We present the experimental investigations of different designs of resonant waveguide-grating mirrors (RWG) which
are used as intracavity folding mirror in an Yb:YAG thin-disk laser. The studied mirrors combine structured fused
silica substrates, a thin-layer waveguide (Ta2O5), a buffer layer (SiO2) and partial reflectors. The grating period was
chosen to be 510 nm to allow resonances at an angle of incidence of ~10° for TE polarization. The waveguide layer has
a thickness of 236 nm. It is followed by the buffer layer with a thickness of 580 nm and the subsequent alternating
Ta2O5/SiO2 layers. The exact coating sequence depends on the two design approaches which were investigated in this
work: either introducing different partial reflectors, i.e. stacks of quarter-wave layers on top of the waveguide while
keeping the groove depth of the grating constant, or increasing the grating depth, while keeping an identical partial
reflector. The investigation was focused on the rise of the surface temperature due to the coupling of the incident
radiation to a waveguide mode, as well as on the laser efficiency, polarization and wavelength selectivity. It is found
that, when compared to the simplest RWG design which consists of only a single Ta2O5 waveguide layer, damage
threshold as well as laser efficiency can be significantly increased, while the laser performances in terms of
polarization- and wavelength selectivity are maintained.
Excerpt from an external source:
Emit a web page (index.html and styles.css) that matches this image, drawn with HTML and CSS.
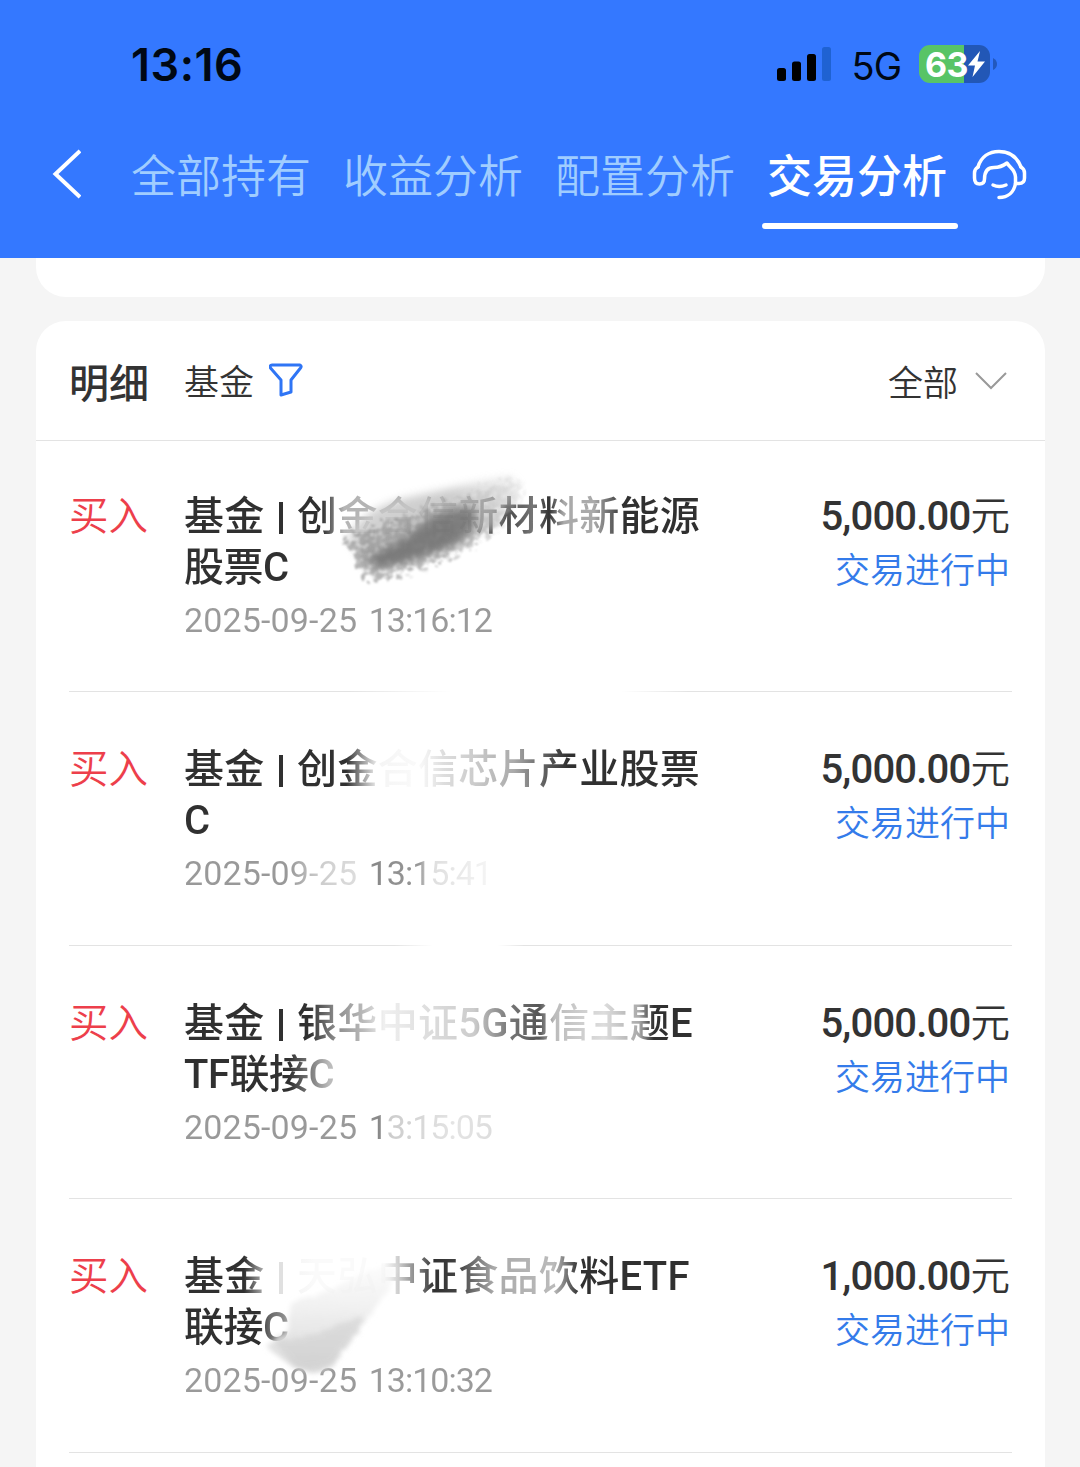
FILE: index.html
```html
<!DOCTYPE html>
<html lang="zh-CN">
<head>
<meta charset="utf-8">
<title>交易分析</title>
<link rel="stylesheet" href="styles.css">
</head>
<body>
<header>
    <div class="status">
        <span class="clock">13:16</span>
        <svg class="signal" width="56" height="36" viewBox="0 0 56 36">
            <rect x="1" y="22" width="9" height="13" rx="2.5"/>
            <rect x="16" y="15.500" width="9" height="19.500" rx="2.5"/>
            <rect x="31" y="8" width="9" height="27" rx="2.5"/>
            <rect x="46" y="1" width="9" height="34" rx="2.5" fill="#1f62d2"/>
        </svg>
        <span class="network">5G</span>
        <div class="battery">
            <span>63</span>
            <svg width="17" height="26" viewBox="0 0 17 26"><path d="M12 0L0 14.500h7L4.500 26L17 10.500H9.500z" fill="#fff"/></svg>
        </div>
        <svg class="nub" width="4" height="12" viewBox="0 0 4 12"><path d="M0 0q4 2 4 6t-4 6z" fill="#2258bd"/></svg>
    </div>
    <nav>
        <svg class="back" width="30" height="50" viewBox="0 0 30 50"><path d="M29 2L4.500 25L29 48" fill="none" stroke="#fff" stroke-width="4"/></svg>
        <a class="tab">全部持有</a>
        <a class="tab">收益分析</a>
        <a class="tab">配置分析</a>
        <a class="tab active">交易分析</a>
        <svg class="service" width="56" height="52" viewBox="0 0 56 52" fill="none" stroke="#fff" stroke-width="3.500" stroke-linecap="round" stroke-linejoin="round">
            <path d="M6 18C9 8 17 2.500 27 2.500S45 8 49 18"/>
            <path d="M6 18Q2.500 20 2.500 24V29Q2.500 35 7.500 35T12.500 30C12.500 22 16 18.500 22 18.500C28 18.500 31 17 35 14C38 19 43 20 43.500 28V34.500H47Q52.500 34.500 52.500 29V24Q52.500 20 49 18"/>
            <path d="M43.500 34.500C42 43 36 48.500 27 48.500"/>
            <path d="M21 36Q27 39 34 36"/>
        </svg>
    </nav>
</header>
<main>
    <div class="card previous"></div>
    <section class="card list">
        <div class="head">
            <h2>明细</h2>
            <span class="kind">基金</span>
            <svg class="funnel" width="34" height="34" viewBox="0 0 34 34"><path d="M3 2h28q2 1 0.500 3L22 17v12l-10 3V17L1.500 5Q0.500 2 3 2z" fill="none" stroke="#2f75f5" stroke-width="3" stroke-linejoin="round"/></svg>
            <span class="range">全部</span>
            <svg width="32" height="20" viewBox="0 0 32 20"><path d="M1 2L16 17L31 2" fill="none" stroke="#999" stroke-width="2"/></svg>
        </div>
        <div class="row fade-a">
            <div class="side">买入</div>
            <div class="fund">
                <div class="name"><span class="first">基金 <i></i> 创金合信新材料新能源</span><span class="second">股票C</span></div>
                <time>2025-09-25 <em>13:16:12</em></time>
            </div>
            <div class="amount"><b>5,000.00</b>元<p>交易进行中</p></div>
            <svg class="smudge smudge-a" width="210" height="130" viewBox="0 0 210 130">
                <defs>
                    <filter id="rough" x="-20%" y="-20%" width="140%" height="140%">
                        <feTurbulence type="fractalNoise" baseFrequency="0.16" numOctaves="3" seed="4" result="n"/>
                        <feDisplacementMap in="SourceGraphic" in2="n" scale="30" xChannelSelector="R" yChannelSelector="G" result="d"/>
                        <feColorMatrix in="n" type="matrix" values="0 0 0 0 0  0 0 0 0 0  0 0 0 0 0  3 0 0 0 -0.600" result="grain"/>
                        <feComposite in="d" in2="grain" operator="in"/>
                        <feGaussianBlur stdDeviation="1.200"/>
                    </filter>
                    <filter id="soft" x="-20%" y="-20%" width="140%" height="140%"><feGaussianBlur stdDeviation="4"/></filter>
                    <linearGradient id="ga" x1="0" y1="1" x2="1" y2="0">
                        <stop offset="0" stop-color="#777"/>
                        <stop offset="0.550" stop-color="#888"/>
                        <stop offset="1" stop-color="#ccc" stop-opacity="0.400"/>
                    </linearGradient>
                    <linearGradient id="gb" x1="0" y1="0" x2="1" y2="0">
                        <stop offset="0" stop-color="#ccc"/>
                        <stop offset="0.600" stop-color="#c4c4c4"/>
                        <stop offset="1" stop-color="#ddd" stop-opacity="0.500"/>
                    </linearGradient>
                </defs>
                <path d="M18 76Q30 48 75 36L180 14L190 24L165 64L105 94L38 108z" fill="url(#gb)" opacity="0.850" filter="url(#soft)"/>
                <path d="M14 80Q40 66 85 52L188 16L196 34L164 70L116 98L40 120z" fill="url(#ga)" opacity="0.550" filter="url(#rough)"/>
                <path d="M38 96Q70 80 94 62Q118 44 142 46Q154 62 124 82Q80 101 46 106z" fill="#707070" opacity="0.800" filter="url(#soft)"/>
            </svg>
        </div>
        <div class="row fade-b">
            <div class="side">买入</div>
            <div class="fund">
                <div class="name"><span class="first">基金 <i></i> 创金合信芯片产业股票</span><span class="second">C</span></div>
                <time>2025-09-25 <em>13:15:41</em></time>
            </div>
            <div class="amount"><b>5,000.00</b>元<p>交易进行中</p></div>
        </div>
        <div class="row fade-c">
            <div class="side">买入</div>
            <div class="fund">
                <div class="name"><span class="first">基金 <i></i> 银华中证5G通信主题E</span><span class="second">TF联接C</span></div>
                <time>2025-09-25 <em>13:15:05</em></time>
            </div>
            <div class="amount"><b>5,000.00</b>元<p>交易进行中</p></div>
        </div>
        <div class="row fade-d">
            <div class="side">买入</div>
            <div class="fund">
                <div class="name"><span class="first">基金 <i></i> 天弘中证食品饮料ETF</span><span class="second">联接C</span></div>
                <time>2025-09-25 <em>13:10:32</em></time>
            </div>
            <div class="amount"><b>1,000.00</b>元<p>交易进行中</p></div>
            <svg class="smudge smudge-d" width="160" height="160" viewBox="0 0 160 160">
                <defs>
                    <filter id="edge" x="-20%" y="-20%" width="140%" height="140%">
                        <feTurbulence type="fractalNoise" baseFrequency="0.150" numOctaves="2" seed="8" result="n"/>
                        <feDisplacementMap in="SourceGraphic" in2="n" scale="6"/>
                        <feGaussianBlur stdDeviation="2.500"/>
                    </filter>
                    <linearGradient id="gd" x1="0" y1="0" x2="0" y2="1">
                        <stop offset="0" stop-color="#f2f2f2" stop-opacity="0.300"/>
                        <stop offset="0.500" stop-color="#e8e8e8" stop-opacity="0.800"/>
                        <stop offset="1" stop-color="#d4d4d4" stop-opacity="0.900"/>
                    </linearGradient>
                </defs>
                <path d="M34 74Q78 62 108 42L142 36L132 60L76 136Q58 148 36 138L12 120Q14 106 30 104z" fill="url(#gd)" filter="url(#edge)"/>
                <path d="M16 112Q58 110 104 86Q108 92 98 106L76 132Q56 144 38 136z" fill="#ccc" opacity="0.500" filter="url(#edge)"/>
            </svg>
        </div>
    </section>
</main>
</body>
</html>
```
FILE: styles.css
```css
* {
    box-sizing: border-box;
}

body {
    margin: 0;
    height: 1467px;
    overflow: hidden;
    background: #f5f5f5;
    color: #333;
    font-family: Roboto, "Noto Sans CJK SC", sans-serif;
}

header {
    height: 258px;
    background: #3478ff;
}

.status {
    display: flex;
    align-items: center;
    height: 128px;
    padding: 0 83px 0 131px;
    color: #000814;
    font-family: Inter, sans-serif;
}

.clock {
    margin: 1px auto 0 0;
    font-size: 45px;
    font-weight: 600;
    letter-spacing: 0.5px;
}

.signal {
    margin-right: 20px;
}

.network {
    margin: 3px 18px 0 0;
    font-size: 38px;
    letter-spacing: -1px;
}

.battery {
    display: flex;
    align-items: center;
    width: 71px;
    height: 38px;
    padding-left: 6px;
    border-radius: 11px;
    background: linear-gradient(to right, #58c466 45px, #2257b6 45px);
    color: #fff;
    font-size: 34px;
    font-weight: 700;
    letter-spacing: -0.5px;
}

.nub {
    margin-left: 3px;
}

nav {
    display: flex;
    align-items: flex-start;
    height: 130px;
    padding: 2px 0 0 51px;
}

.back {
    margin: 19px 45px 0 0;
}

.tab {
    width: 196px;
    margin-right: 16px;
    padding: 3px 0 0 5px;
    font-size: 45px;
    font-weight: 350;
    line-height: 90px;
    white-space: nowrap;
    color: #a0cdff;
}

.tab.active {
    margin-right: 14px;
    color: #fff;
    font-weight: 500;
}

.tab.active::after {
    content: '';
    display: block;
    width: 196px;
    height: 6px;
    margin: 0 0 0 -5px;
    border-radius: 3px;
    background: #fff;
}

.service {
    margin-top: 19px;
}

main {
    padding: 0 35px 0 36px;
}

.card {
    border-radius: 30px;
    background: #fff;
}

.previous {
    height: 39px;
    margin-bottom: 24px;
    border-radius: 0 0 30px 30px;
}

.list {
    padding-bottom: 60px;
}

.head {
    display: flex;
    align-items: center;
    height: 120px;
    padding: 0 38px 0 33px;
    border-bottom: 1px solid #e3e3e3;
}

h2 {
    margin: 1px 35px 0 0;
    font-size: 40px;
    font-weight: 500;
}

.kind, .range {
    font-size: 35px;
    font-weight: 350;
}

.kind {
    margin: -3px 15px 0 0;
}

.funnel {
    margin-top: -2px;
}

.range {
    margin: 0 17px 0 auto;
}

.row {
    position: relative;
    display: flex;
    height: 253.5px;
    margin: 0 33px;
    padding-top: 52px;
    border-bottom: 1px solid #e3e3e3;
    line-height: 51px;
}

.head + .row {
    height: 251px;
    padding-top: 50px;
}

.side {
    width: 115px;
    font-size: 39.5px;
    font-weight: 350;
    color: #ed3f4b;
}

.fund {
    flex: 1;
}

.name {
    font-size: 40px;
    font-weight: 500;
}

.name span {
    display: block;
    width: 530px;
    height: 51px;
    white-space: nowrap;
    color: transparent;
    background-image: linear-gradient(#303030, #303030);
    -webkit-background-clip: text;
    background-clip: text;
}

.first {
    letter-spacing: 0.3px;
}

.second {
    letter-spacing: -0.5px;
}

.name i {
    display: inline-block;
    width: 4px;
    height: 32px;
    margin: 0 4px;
    vertical-align: -4px;
    background: #303030;
}

time {
    display: block;
    width: 330px;
    font-size: 34px;
    letter-spacing: 0.15px;
    word-spacing: 3px;
    line-height: 54px;
    color: transparent;
    background-image: linear-gradient(#9a9a9a, #9a9a9a);
    -webkit-background-clip: text;
    background-clip: text;
}

time em {
    font-style: normal;
    letter-spacing: -1px;
}

.amount {
    padding-right: 2px;
    text-align: right;
    font-size: 39.5px;
    font-weight: 350;
}

.amount b {
    font-size: 40px;
    font-weight: 500;
    letter-spacing: -0.8px;
}

.amount p {
    margin: 0;
    font-size: 35px;
    line-height: 60px;
    color: #347bea;
}

/* worn-out stretches of the names and times */
.fade-a .first {
    background-image: linear-gradient(to right, #303030 138px, #b5b5b5 160px, #b0b0b0 230px, #777 250px, #444 320px, #777 350px, #333 365px, #aaa 380px, #aaa 410px, #303030 440px);
}

.fade-b .first {
    background-image: linear-gradient(to right, #303030 162px, #aaa 181px, #f5f5f5 195px, #fafafa 235px, #ddd 260px, #ccc 290px, #aaa 330px, #555 365px, #303030 385px);
}

.fade-b time {
    background-image: linear-gradient(to right, #999 105px, #ccc 135px, #ddd 172px, #888 190px, #999 236px, #ddd 245px, #f5f5f5 305px);
}

.fade-c .first {
    background-image: linear-gradient(to right, #303030 125px, #888 150px, #bbb 180px, #f0f0f0 200px, #ddd 245px, #ccc 290px, #777 325px, #555 355px, #bbb 370px, #ddd 420px, #aaa 455px, #303030 470px);
}

.fade-c .second {
    background-image: linear-gradient(to right, #303030 105px, #777 125px, #bbb 145px);
}

.fade-c time {
    background-image: linear-gradient(to right, #999 175px, #888 195px, #ccc 205px, #e4e4e4 270px, #ddd 310px);
}

.fade-d .first {
    background-image: linear-gradient(to right, #303030 60px, #bbb 82px, #f4f4f4 110px, #fafafa 130px, #fafafa 200px, #ccc 215px, #666 240px, #303030 250px, #444 275px, #aaa 310px, #bbb 370px, #303030 395px);
}

.fade-d .name i {
    background: #e0e0e0;
}

.fade-d .second {
    background-image: linear-gradient(to right, #303030 75px, #666 85px, #999 105px);
}

.smudge {
    position: absolute;
}

.smudge-a {
    left: 261px;
    top: 21px;
}

.smudge-d {
    left: 188px;
    top: 30px;
}

.fade-a::after, .fade-b::after {
    content: '';
    position: absolute;
    bottom: -1px;
    height: 1px;
    background: linear-gradient(to right, transparent, #fff 30%, #fff 80%, transparent);
}

.fade-a::after {
    left: 280px;
    width: 340px;
}

.fade-b::after {
    left: 325px;
    width: 130px;
}
```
So far, the presented RWG allow the generation of linear
polarization with a narrow spectral linewidth down to 25 pm FWHM in a fundamental mode Yb:YAG thin-disk laser.
Damage thresholds of 60kW/cm2 have been reached where only 63K of surface temperature increase was observed.
This shows that the improved mirrors are suitable for the generation of kW-class narrow linewidth, linearly polarized
Yb:YAG thin-disk lasers.